Si sopravvive più ai nemici che a quest’orda di spettatori in perpetua malafede. Quasi sempre, visto che anche per alcuni sacrificati nemmeno questa regola è valsa a lasciarli in pace. Un processo del riconoscimento che impone comunque l’assenza. Ti riconosco purché tu non ci sia più. Le evoluzioni comportamentali dell’individuo lo hanno condotto a una raffinazione della territorialità tribale. Nulla di più. L’ego altrui è un ingombro.

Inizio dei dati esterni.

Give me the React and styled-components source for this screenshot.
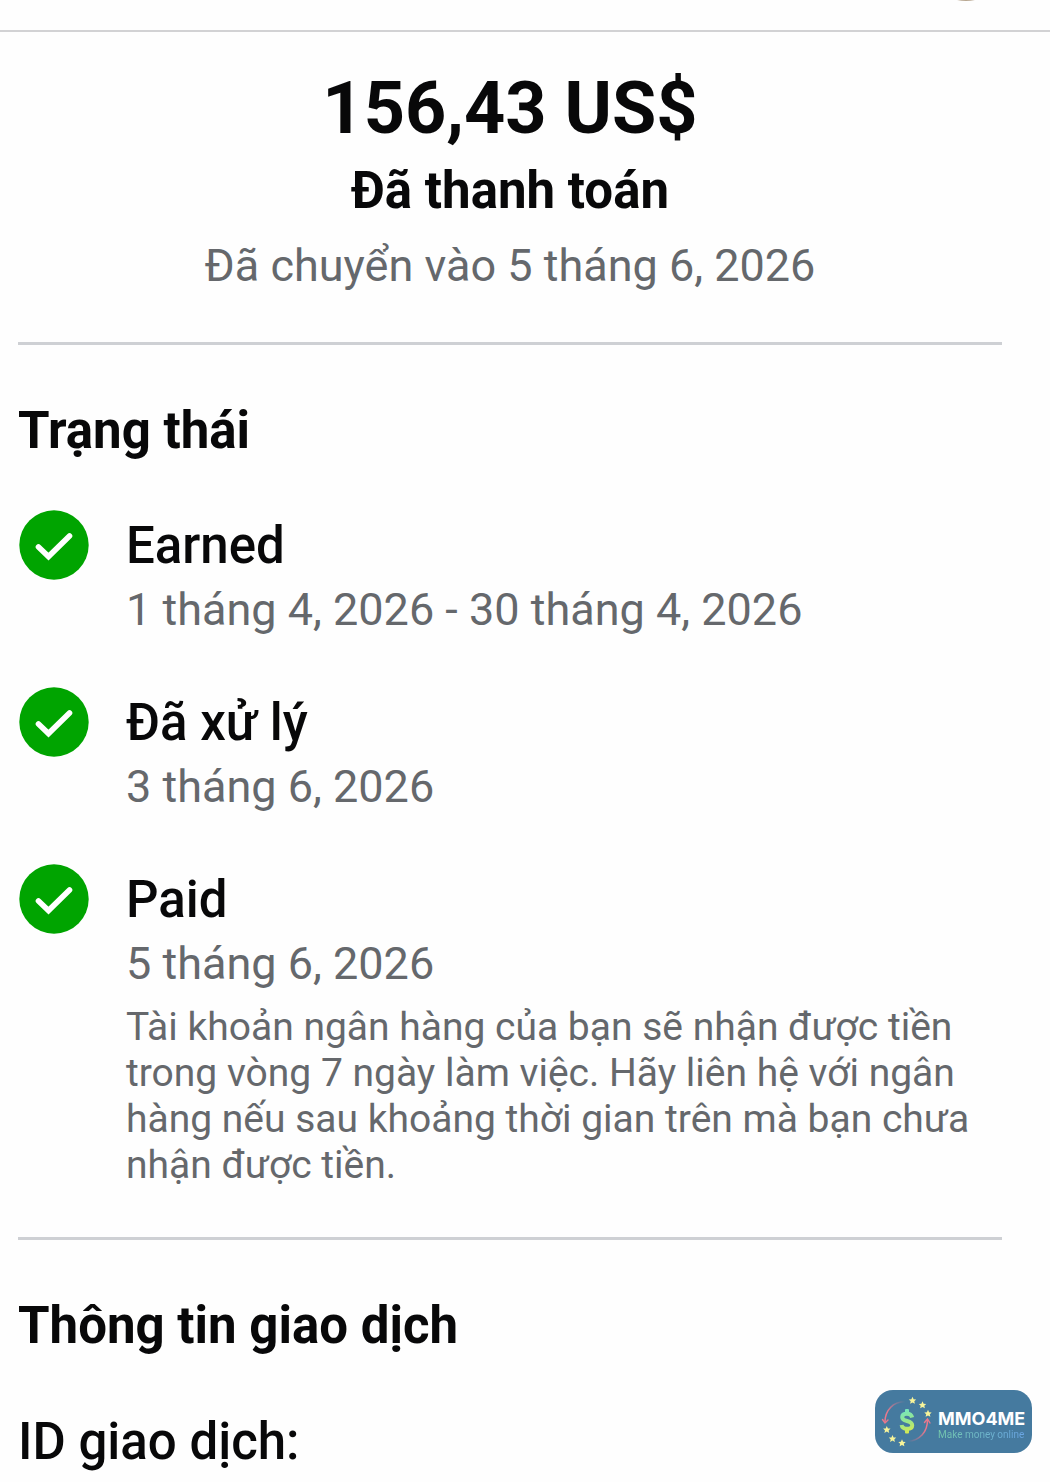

Anche se sano e legittimato a mostrarsi per i suoi meriti e i suoi valori. Soprattutto se tale. Paradossalmente, si accetta più facilmente una personalità in continua e ingannevole sponsorizzazione di sé (basta vedere la credibilità di cui godono certi politici) che una realmente in grado di dare seguito ai propositi e ai significati che cerca di portare avanti.
Se Silvia Romano avesse patito il supplizio, se ne avesse mostrato i segni, allora, forse, la nostra patologica pietà si sarebbe mossa a compassione senza quell’acredine da crociata che sbandiera un Cristianesimo che non è Cristianesimo e addita un Islam che non è Islam. Tutto declinato dal gioco a presumere dio con un intendimento suprematista della religione. ‘La mia religione è l’unica possibile’.
Questo grande diffido ergo sum ha tracciato i confini di una civiltà serrata nella sua psicosi dell’assedio. Chiusa in un interno microscopico e soffocante, è furiosa con tutto quello che la metta in discussione. Chi si azzarda a uscirne per mostrare l’altrove, anche solo per il diritto a vivere la beatitudine dell’esperienza e della scoperta, diventa la traversa sghemba dentro il binario civile. Ed è proprio lo smarrimento di quella beatitudine che avvelena più del buio che separa i luoghi dai luoghi, che divide l’umanità in giudicati e giudicanti e che sfodera la pietas come un’accetta. Non sappiamo goderci nulla che non sia l’artefatto di noi stessi.
Dentro di noi abbiamo disegnato delle mappe dove abbondano gli Hic sunt leones. Quelle belve che non sono pericoli estranei e sconosciuti, ma gli spettri di noi stessi, da evitare a tutti i costi, poiché a incontrarli si rischierebbe di riconoscersi per quello che realmente si è.